Your goal
Reproduce every entry below precisely; do not include the pictures.

[Code that builds pages]
········

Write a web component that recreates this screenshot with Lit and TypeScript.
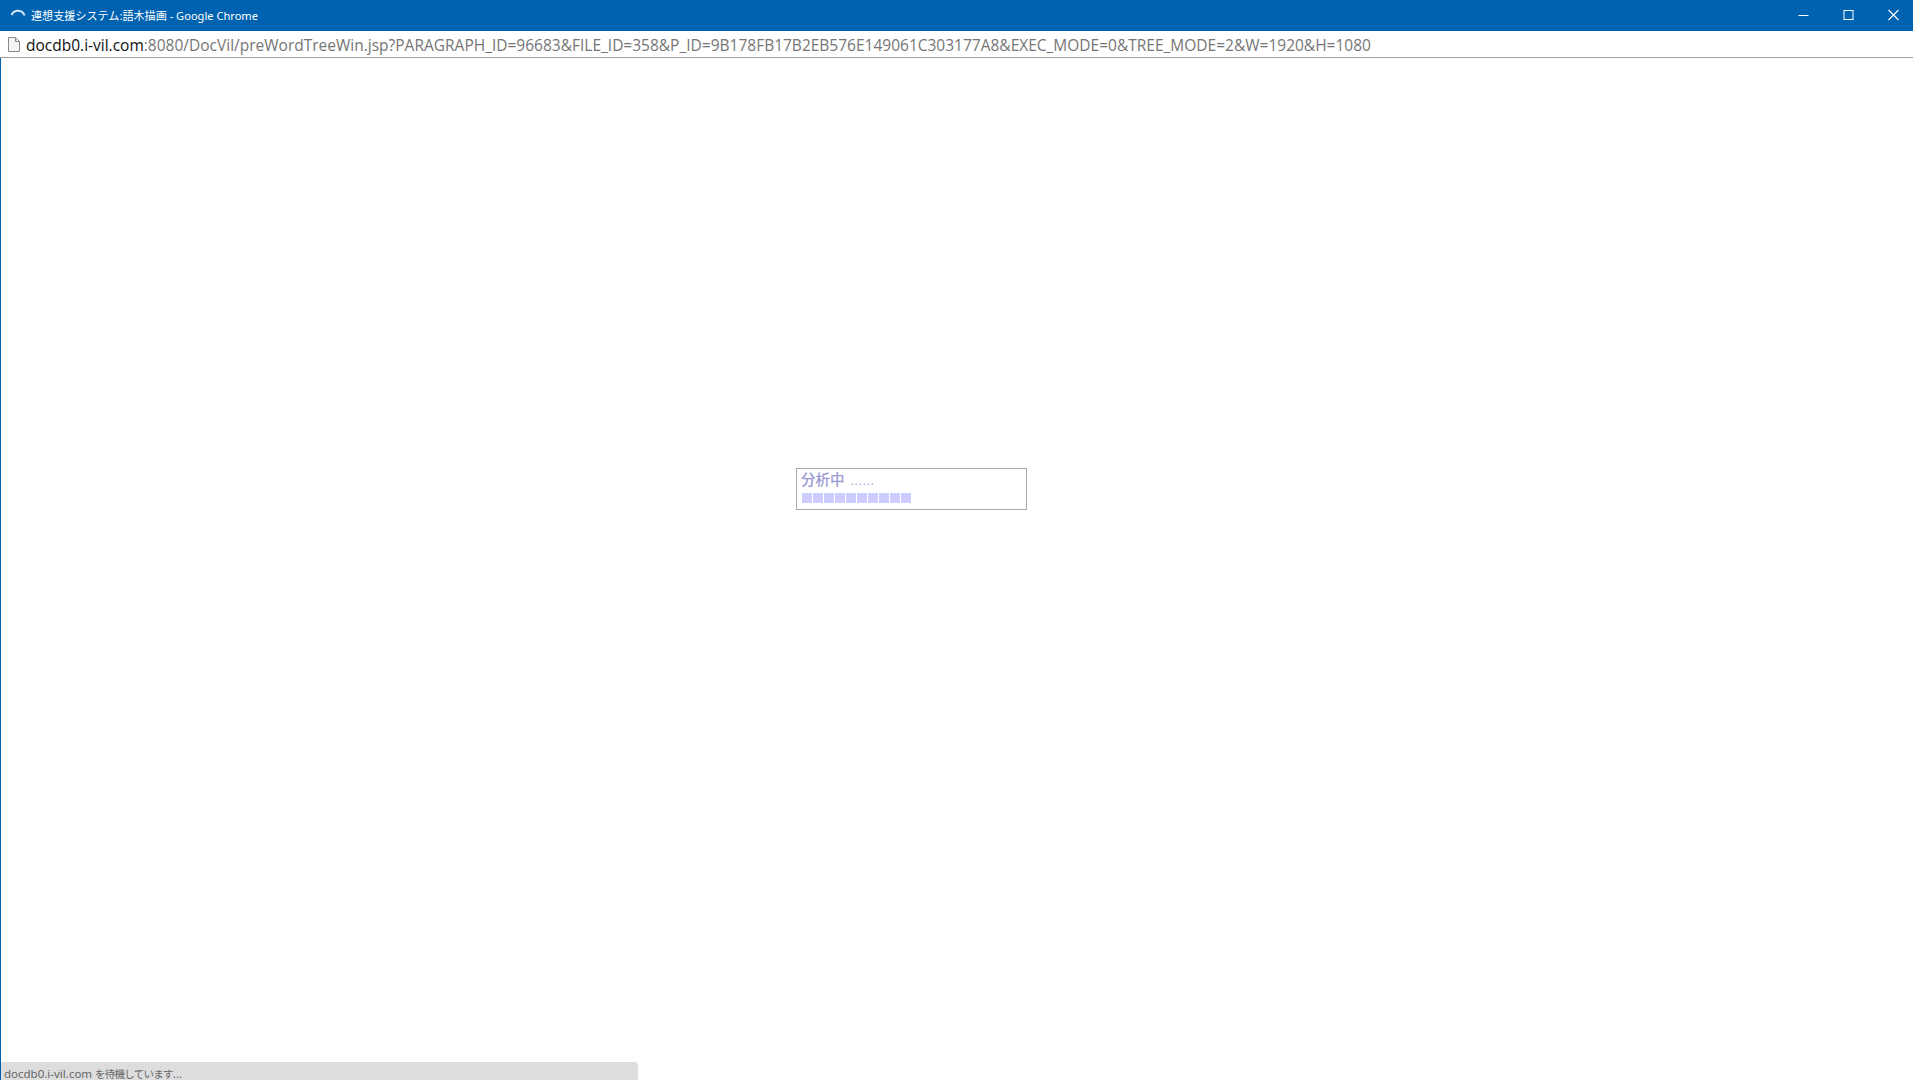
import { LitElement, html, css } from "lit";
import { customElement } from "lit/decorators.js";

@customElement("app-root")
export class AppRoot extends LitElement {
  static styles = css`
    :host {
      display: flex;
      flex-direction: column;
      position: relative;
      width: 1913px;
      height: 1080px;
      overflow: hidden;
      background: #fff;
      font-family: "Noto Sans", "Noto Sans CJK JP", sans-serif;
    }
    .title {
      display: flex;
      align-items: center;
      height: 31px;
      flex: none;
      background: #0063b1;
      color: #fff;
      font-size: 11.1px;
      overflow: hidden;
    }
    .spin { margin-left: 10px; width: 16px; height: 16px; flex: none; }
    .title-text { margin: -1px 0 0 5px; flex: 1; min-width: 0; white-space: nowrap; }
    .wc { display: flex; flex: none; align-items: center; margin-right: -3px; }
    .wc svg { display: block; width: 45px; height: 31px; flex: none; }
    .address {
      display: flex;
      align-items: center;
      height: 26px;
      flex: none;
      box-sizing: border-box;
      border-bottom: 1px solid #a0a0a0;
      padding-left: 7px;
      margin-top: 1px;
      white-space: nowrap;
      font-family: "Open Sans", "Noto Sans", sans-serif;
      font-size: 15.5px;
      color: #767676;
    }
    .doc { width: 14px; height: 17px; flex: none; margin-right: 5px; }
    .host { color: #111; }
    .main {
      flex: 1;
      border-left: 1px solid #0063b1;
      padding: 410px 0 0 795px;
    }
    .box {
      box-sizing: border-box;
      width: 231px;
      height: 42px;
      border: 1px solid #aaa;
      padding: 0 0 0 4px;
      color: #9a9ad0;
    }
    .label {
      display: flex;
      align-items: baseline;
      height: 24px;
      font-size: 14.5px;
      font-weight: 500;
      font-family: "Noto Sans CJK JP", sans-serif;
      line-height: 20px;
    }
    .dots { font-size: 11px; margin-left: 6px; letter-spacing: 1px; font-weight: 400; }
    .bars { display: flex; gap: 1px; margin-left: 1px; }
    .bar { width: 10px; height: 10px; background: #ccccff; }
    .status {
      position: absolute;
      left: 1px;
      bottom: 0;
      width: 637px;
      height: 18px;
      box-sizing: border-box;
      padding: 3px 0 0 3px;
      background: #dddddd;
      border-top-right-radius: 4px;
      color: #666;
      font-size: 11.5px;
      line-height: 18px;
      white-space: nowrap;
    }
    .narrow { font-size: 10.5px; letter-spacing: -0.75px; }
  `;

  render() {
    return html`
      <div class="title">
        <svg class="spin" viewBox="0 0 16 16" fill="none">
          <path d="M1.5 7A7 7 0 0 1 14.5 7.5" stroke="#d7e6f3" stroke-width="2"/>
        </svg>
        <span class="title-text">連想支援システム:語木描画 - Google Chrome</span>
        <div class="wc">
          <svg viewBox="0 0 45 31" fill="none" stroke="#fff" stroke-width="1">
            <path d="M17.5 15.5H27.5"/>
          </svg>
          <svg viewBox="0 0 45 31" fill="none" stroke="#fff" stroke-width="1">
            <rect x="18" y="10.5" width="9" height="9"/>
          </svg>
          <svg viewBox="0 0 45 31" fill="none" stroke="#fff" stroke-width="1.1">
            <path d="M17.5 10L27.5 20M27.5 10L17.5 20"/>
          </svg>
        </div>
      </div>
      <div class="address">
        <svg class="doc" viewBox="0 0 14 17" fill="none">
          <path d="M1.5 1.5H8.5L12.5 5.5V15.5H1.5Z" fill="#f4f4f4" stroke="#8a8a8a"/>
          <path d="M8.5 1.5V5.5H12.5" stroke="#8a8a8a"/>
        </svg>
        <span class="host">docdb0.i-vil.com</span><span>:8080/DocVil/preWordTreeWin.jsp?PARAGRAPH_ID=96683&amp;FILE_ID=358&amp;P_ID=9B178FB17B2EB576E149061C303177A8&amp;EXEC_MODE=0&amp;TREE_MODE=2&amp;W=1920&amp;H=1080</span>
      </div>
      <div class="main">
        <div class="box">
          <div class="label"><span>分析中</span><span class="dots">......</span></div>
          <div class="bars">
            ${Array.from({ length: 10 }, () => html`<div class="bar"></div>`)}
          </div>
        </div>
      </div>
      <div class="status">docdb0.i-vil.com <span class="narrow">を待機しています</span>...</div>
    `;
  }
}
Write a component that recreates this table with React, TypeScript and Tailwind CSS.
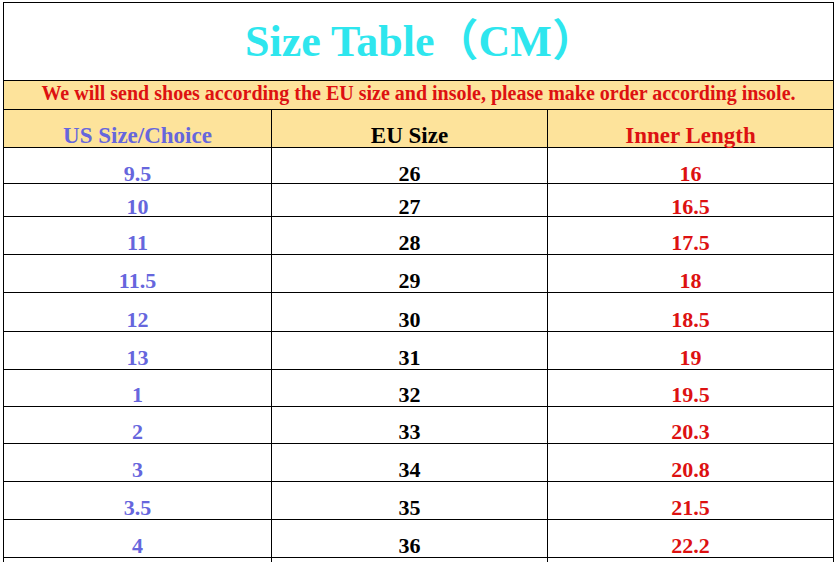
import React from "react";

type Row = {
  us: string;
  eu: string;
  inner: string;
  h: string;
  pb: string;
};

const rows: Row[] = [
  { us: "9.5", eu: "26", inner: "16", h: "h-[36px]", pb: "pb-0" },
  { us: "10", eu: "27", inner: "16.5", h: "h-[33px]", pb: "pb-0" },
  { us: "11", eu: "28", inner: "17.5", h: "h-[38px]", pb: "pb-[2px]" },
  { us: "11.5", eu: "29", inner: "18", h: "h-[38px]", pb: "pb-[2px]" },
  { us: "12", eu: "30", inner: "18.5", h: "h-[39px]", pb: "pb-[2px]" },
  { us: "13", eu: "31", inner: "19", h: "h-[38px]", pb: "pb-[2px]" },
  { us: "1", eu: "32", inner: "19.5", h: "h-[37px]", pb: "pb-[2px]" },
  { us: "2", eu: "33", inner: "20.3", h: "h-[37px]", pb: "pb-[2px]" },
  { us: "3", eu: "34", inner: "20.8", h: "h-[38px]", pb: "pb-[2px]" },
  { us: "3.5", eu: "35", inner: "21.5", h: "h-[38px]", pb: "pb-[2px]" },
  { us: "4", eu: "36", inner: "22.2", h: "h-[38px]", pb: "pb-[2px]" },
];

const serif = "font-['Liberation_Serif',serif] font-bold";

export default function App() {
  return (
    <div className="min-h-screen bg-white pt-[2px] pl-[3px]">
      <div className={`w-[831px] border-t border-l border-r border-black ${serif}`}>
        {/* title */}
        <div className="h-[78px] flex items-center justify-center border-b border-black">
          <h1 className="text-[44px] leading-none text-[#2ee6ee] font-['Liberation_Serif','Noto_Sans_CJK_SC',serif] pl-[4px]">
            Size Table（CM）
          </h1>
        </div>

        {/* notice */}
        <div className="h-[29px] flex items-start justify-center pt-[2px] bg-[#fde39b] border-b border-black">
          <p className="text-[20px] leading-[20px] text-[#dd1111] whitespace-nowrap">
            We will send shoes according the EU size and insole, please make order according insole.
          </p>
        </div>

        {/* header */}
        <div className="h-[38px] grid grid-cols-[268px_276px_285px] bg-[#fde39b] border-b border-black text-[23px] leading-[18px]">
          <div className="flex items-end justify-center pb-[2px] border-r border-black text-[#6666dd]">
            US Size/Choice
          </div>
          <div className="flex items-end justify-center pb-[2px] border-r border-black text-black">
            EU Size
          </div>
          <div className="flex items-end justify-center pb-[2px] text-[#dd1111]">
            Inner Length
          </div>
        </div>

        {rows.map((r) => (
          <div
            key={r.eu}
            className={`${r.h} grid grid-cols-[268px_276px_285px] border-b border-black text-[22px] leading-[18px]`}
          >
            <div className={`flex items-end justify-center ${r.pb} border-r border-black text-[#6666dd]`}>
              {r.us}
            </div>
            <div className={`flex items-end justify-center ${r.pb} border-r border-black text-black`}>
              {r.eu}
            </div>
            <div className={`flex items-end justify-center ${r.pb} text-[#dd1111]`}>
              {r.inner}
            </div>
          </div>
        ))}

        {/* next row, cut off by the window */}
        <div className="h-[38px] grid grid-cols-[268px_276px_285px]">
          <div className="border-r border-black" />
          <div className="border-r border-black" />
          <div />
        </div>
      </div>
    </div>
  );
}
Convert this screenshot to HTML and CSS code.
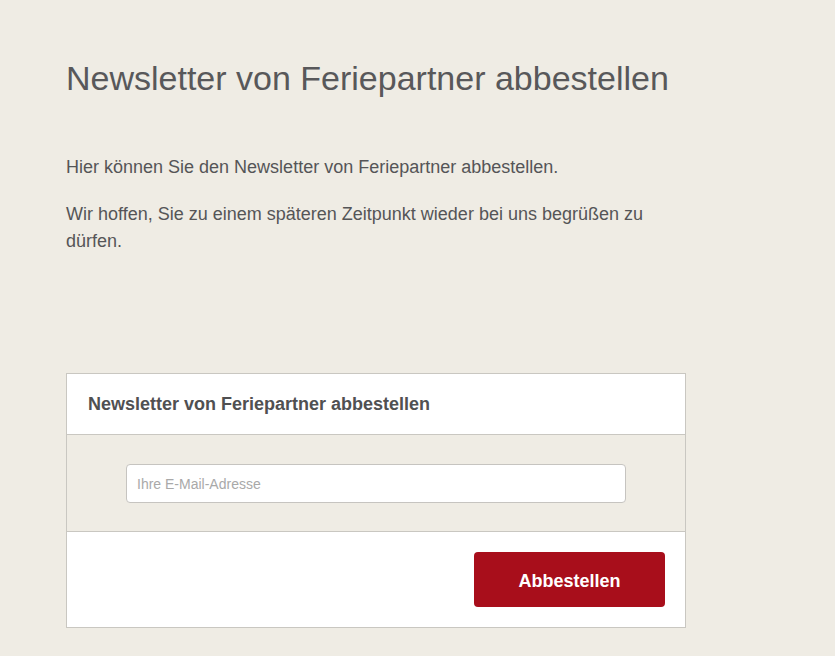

········

Worked answer
Write a web component that recreates this screenshot with Lit and TypeScript.
import { LitElement, html, css } from "lit";
import { customElement } from "lit/decorators.js";

@customElement("app-root")
export class AppRoot extends LitElement {
  static styles = css`
    :host {
      display: flex;
      flex-direction: column;
      position: relative;
      width: 1913px;
      height: 1080px;
      overflow: hidden;
      background: #fff;
      font-family: "Noto Sans", "Noto Sans CJK JP", sans-serif;
    }
    .title {
      display: flex;
      align-items: center;
      height: 31px;
      flex: none;
      background: #0063b1;
      color: #fff;
      font-size: 11.1px;
      overflow: hidden;
    }
    .spin { margin-left: 10px; width: 16px; height: 16px; flex: none; }
    .title-text { margin: -1px 0 0 5px; flex: 1; min-width: 0; white-space: nowrap; }
    .wc { display: flex; flex: none; align-items: center; margin-right: -3px; }
    .wc svg { display: block; width: 45px; height: 31px; flex: none; }
    .address {
      display: flex;
      align-items: center;
      height: 26px;
      flex: none;
      box-sizing: border-box;
      border-bottom: 1px solid #a0a0a0;
      padding-left: 7px;
      margin-top: 1px;
      white-space: nowrap;
      font-family: "Open Sans", "Noto Sans", sans-serif;
      font-size: 15.5px;
      color: #767676;
    }
    .doc { width: 14px; height: 17px; flex: none; margin-right: 5px; }
    .host { color: #111; }
    .main {
      flex: 1;
      border-left: 1px solid #0063b1;
      padding: 410px 0 0 795px;
    }
    .box {
      box-sizing: border-box;
      width: 231px;
      height: 42px;
      border: 1px solid #aaa;
      padding: 0 0 0 4px;
      color: #9a9ad0;
    }
    .label {
      display: flex;
      align-items: baseline;
      height: 24px;
      font-size: 14.5px;
      font-weight: 500;
      font-family: "Noto Sans CJK JP", sans-serif;
      line-height: 20px;
    }
    .dots { font-size: 11px; margin-left: 6px; letter-spacing: 1px; font-weight: 400; }
    .bars { display: flex; gap: 1px; margin-left: 1px; }
    .bar { width: 10px; height: 10px; background: #ccccff; }
    .status {
      position: absolute;
      left: 1px;
      bottom: 0;
      width: 637px;
      height: 18px;
      box-sizing: border-box;
      padding: 3px 0 0 3px;
      background: #dddddd;
      border-top-right-radius: 4px;
      color: #666;
      font-size: 11.5px;
      line-height: 18px;
      white-space: nowrap;
    }
    .narrow { font-size: 10.5px; letter-spacing: -0.75px; }
  `;

  render() {
    return html`
      <div class="title">
        <svg class="spin" viewBox="0 0 16 16" fill="none">
          <path d="M1.5 7A7 7 0 0 1 14.5 7.5" stroke="#d7e6f3" stroke-width="2"/>
        </svg>
        <span class="title-text">連想支援システム:語木描画 - Google Chrome</span>
        <div class="wc">
          <svg viewBox="0 0 45 31" fill="none" stroke="#fff" stroke-width="1">
            <path d="M17.5 15.5H27.5"/>
          </svg>
          <svg viewBox="0 0 45 31" fill="none" stroke="#fff" stroke-width="1">
            <rect x="18" y="10.5" width="9" height="9"/>
          </svg>
          <svg viewBox="0 0 45 31" fill="none" stroke="#fff" stroke-width="1.1">
            <path d="M17.5 10L27.5 20M27.5 10L17.5 20"/>
          </svg>
        </div>
      </div>
      <div class="address">
        <svg class="doc" viewBox="0 0 14 17" fill="none">
          <path d="M1.5 1.5H8.5L12.5 5.5V15.5H1.5Z" fill="#f4f4f4" stroke="#8a8a8a"/>
          <path d="M8.5 1.5V5.5H12.5" stroke="#8a8a8a"/>
        </svg>
        <span class="host">docdb0.i-vil.com</span><span>:8080/DocVil/preWordTreeWin.jsp?PARAGRAPH_ID=96683&amp;FILE_ID=358&amp;P_ID=9B178FB17B2EB576E149061C303177A8&amp;EXEC_MODE=0&amp;TREE_MODE=2&amp;W=1920&amp;H=1080</span>
      </div>
      <div class="main">
        <div class="box">
          <div class="label"><span>分析中</span><span class="dots">......</span></div>
          <div class="bars">
            ${Array.from({ length: 10 }, () => html`<div class="bar"></div>`)}
          </div>
        </div>
      </div>
      <div class="status">docdb0.i-vil.com <span class="narrow">を待機しています</span>...</div>
    `;
  }
}
Write a component that recreates this table with React, TypeScript and Tailwind CSS.
import React from "react";

type Row = {
  us: string;
  eu: string;
  inner: string;
  h: string;
  pb: string;
};

const rows: Row[] = [
  { us: "9.5", eu: "26", inner: "16", h: "h-[36px]", pb: "pb-0" },
  { us: "10", eu: "27", inner: "16.5", h: "h-[33px]", pb: "pb-0" },
  { us: "11", eu: "28", inner: "17.5", h: "h-[38px]", pb: "pb-[2px]" },
  { us: "11.5", eu: "29", inner: "18", h: "h-[38px]", pb: "pb-[2px]" },
  { us: "12", eu: "30", inner: "18.5", h: "h-[39px]", pb: "pb-[2px]" },
  { us: "13", eu: "31", inner: "19", h: "h-[38px]", pb: "pb-[2px]" },
  { us: "1", eu: "32", inner: "19.5", h: "h-[37px]", pb: "pb-[2px]" },
  { us: "2", eu: "33", inner: "20.3", h: "h-[37px]", pb: "pb-[2px]" },
  { us: "3", eu: "34", inner: "20.8", h: "h-[38px]", pb: "pb-[2px]" },
  { us: "3.5", eu: "35", inner: "21.5", h: "h-[38px]", pb: "pb-[2px]" },
  { us: "4", eu: "36", inner: "22.2", h: "h-[38px]", pb: "pb-[2px]" },
];

const serif = "font-['Liberation_Serif',serif] font-bold";

export default function App() {
  return (
    <div className="min-h-screen bg-white pt-[2px] pl-[3px]">
      <div className={`w-[831px] border-t border-l border-r border-black ${serif}`}>
        {/* title */}
        <div className="h-[78px] flex items-center justify-center border-b border-black">
          <h1 className="text-[44px] leading-none text-[#2ee6ee] font-['Liberation_Serif','Noto_Sans_CJK_SC',serif] pl-[4px]">
            Size Table（CM）
          </h1>
        </div>

        {/* notice */}
        <div className="h-[29px] flex items-start justify-center pt-[2px] bg-[#fde39b] border-b border-black">
          <p className="text-[20px] leading-[20px] text-[#dd1111] whitespace-nowrap">
            We will send shoes according the EU size and insole, please make order according insole.
          </p>
        </div>

        {/* header */}
        <div className="h-[38px] grid grid-cols-[268px_276px_285px] bg-[#fde39b] border-b border-black text-[23px] leading-[18px]">
          <div className="flex items-end justify-center pb-[2px] border-r border-black text-[#6666dd]">
            US Size/Choice
          </div>
          <div className="flex items-end justify-center pb-[2px] border-r border-black text-black">
            EU Size
          </div>
          <div className="flex items-end justify-center pb-[2px] text-[#dd1111]">
            Inner Length
          </div>
        </div>

        {rows.map((r) => (
          <div
            key={r.eu}
            className={`${r.h} grid grid-cols-[268px_276px_285px] border-b border-black text-[22px] leading-[18px]`}
          >
            <div className={`flex items-end justify-center ${r.pb} border-r border-black text-[#6666dd]`}>
              {r.us}
            </div>
            <div className={`flex items-end justify-center ${r.pb} border-r border-black text-black`}>
              {r.eu}
            </div>
            <div className={`flex items-end justify-center ${r.pb} text-[#dd1111]`}>
              {r.inner}
            </div>
          </div>
        ))}

        {/* next row, cut off by the window */}
        <div className="h-[38px] grid grid-cols-[268px_276px_285px]">
          <div className="border-r border-black" />
          <div className="border-r border-black" />
          <div />
        </div>
      </div>
    </div>
  );
}
Convert this screenshot to HTML and CSS code.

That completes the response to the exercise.